Over the past couple of years the government has quietly introduced a number of initiatives, that when combined together, make this one of the best investment opportunities that we have seen in years. (In our opinion of course)
Laneway Houses & Garden Suites:
In 2018 the city of Toronto officially allowed laneway houses to be built as secondary dwellings and this initiative has since been expanded in many jurisdictions outside of Toronto. These dwellings have benefited both homeowners and renters by creating profitable income streams for homeowners as well as low density living spaces in desirable neighbourhoods for renters. In addition, these dwellings can be added to existing properties to help investors offset interest rate increases or to simply increase the value of those investments.
Generally speaking, a laneway house costs about $350,000 - $400,000 to construct. If you were to finance the entire build cost at today's interest rates, that would equate to about $2000 - $2200 in monthly mortgage payments. When you compare that to the approximately $4000 that they generate in rent, it's easy to see how these dwellings can help homeowners and investors generate long term wealth.
“As of Right” 4 Unit Zoning:
In April 2023 the city of Toronto approved “as of right” zoning for 4 plexes all across the city. This means that any property in the city can be turned into a 4 plex without any special permission. This new bylaw not only creates the possibility for more multiplex (low density) inventory in the city, but it also creates certainty for investors and significantly speeds up the approval and building process.
This provision benefits investors by allowing them to both maximize rental returns for their properties (small units rent for more on a per square foot basis) as well as allowing them to reduce their rental risk by diversifying their tenant pool (Not putting all their eggs in one basket).
Development Charge Exemption:
Prior to June 2022, anyone looking to legally add a unit to a property would have had to pay a development charge tax of $50,000 for each 1 bedroom and $80,000 for each 2 bedroom. This means for anyone trying to convert a single family home into a 6 bedroom triplex (3 x 2 bedrooms) would have had to pay $160,000 in development charges alone. In June 2022, the city of Toronto removed these development charges for up to 4 units in a property. This change directly aligns and compliments with the 4 unit “as of right” zoning mentioned above, and is further evidence of the government’s motivations and goals.

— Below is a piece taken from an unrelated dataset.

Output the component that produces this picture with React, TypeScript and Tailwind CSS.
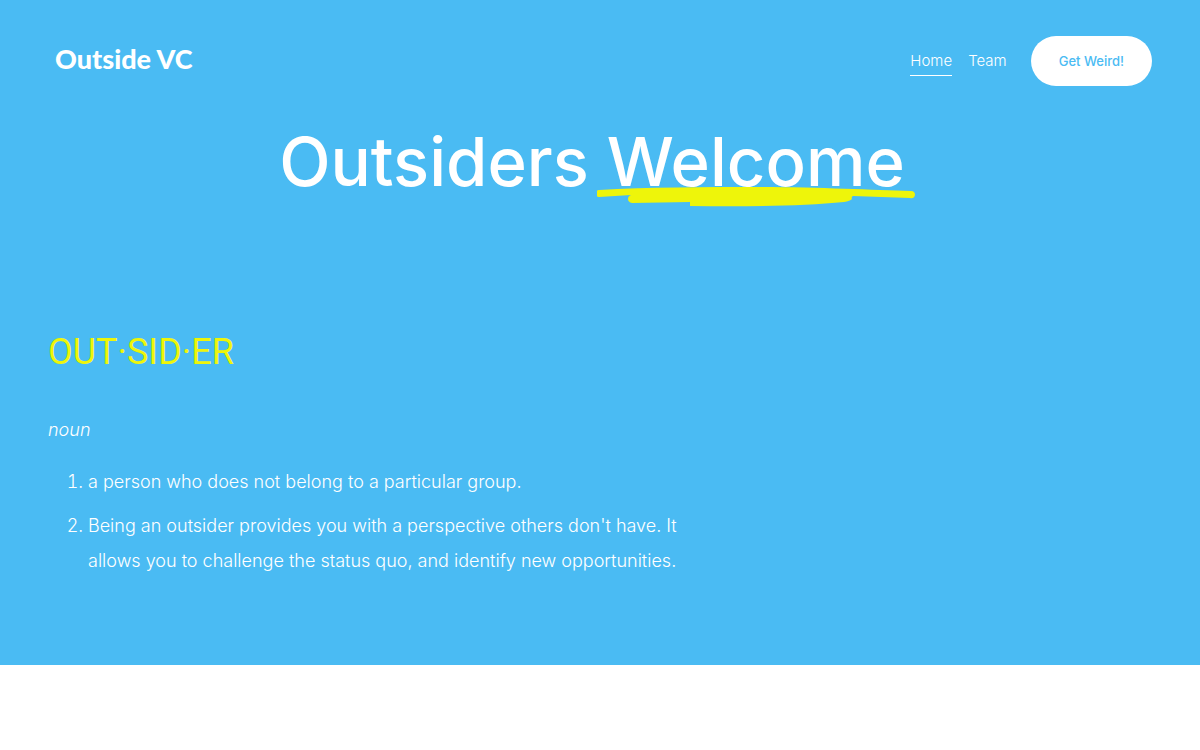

In addition to the above, development charges have also been removed for laneway houses and garden suites.
Combined together, this policy change has create hundreds of thousands of dollars in potential savings when compared to years past.
No HST on New Builds:
In 2023, both the Federal and Provincial governments announced that HST would not apply to the construction of new rental housing of at least 4 units. Typically, when building a rental property, an investor will have to pay HST on both their trades as well as on the building supplies. Since landlords do not collect HST on residential rents, there is no way for them to offset or recoup those costs.
This new program now solves that equation and results in tens, if not hundreds of thousands of dollars worth of savings for investors.
MLI Select Financing:
Simply put…this program is special. If you take one thing from this blog, it’s that you should take the time to fully understand what the MLI Program is and the benefits it can bring to you as an investor. It’s a very unique financial vehicle that has the ability to both reduce the risk and massively increase the value of any real investment.
The MLI program can be used to finance properties with a minimum of 5 units. In Toronto, this can be achieved by combining a 4 plex (which is now “as of right”) with a laneway house or garden suite. Below are the unique benefits of the MLI Select program:
- 90% Purchase and Construction Financing.
- Low Fixed Rate
- 50 Year Amortization
- Limited Recourse Loan
- No Ongoing Income Barriers
Conclusion:
Combined together, the government's recent policy changes have create a unique and lucrative opportunity for investors. Their actions have made clear that the "missing middle" is the exact type of real estate investments that want investors to focus on.
As with all government policies, these benefits should be looked at as temporary and the most proactive investors will be the ones that benefit the most from them.
When you combine the temporary pause in price increases with the potential to save hundreds of thousands of dollars in development charges and HST payments as well as to power of the MIL select program, 2024 has the ability to one of the best investment opportunieis in years.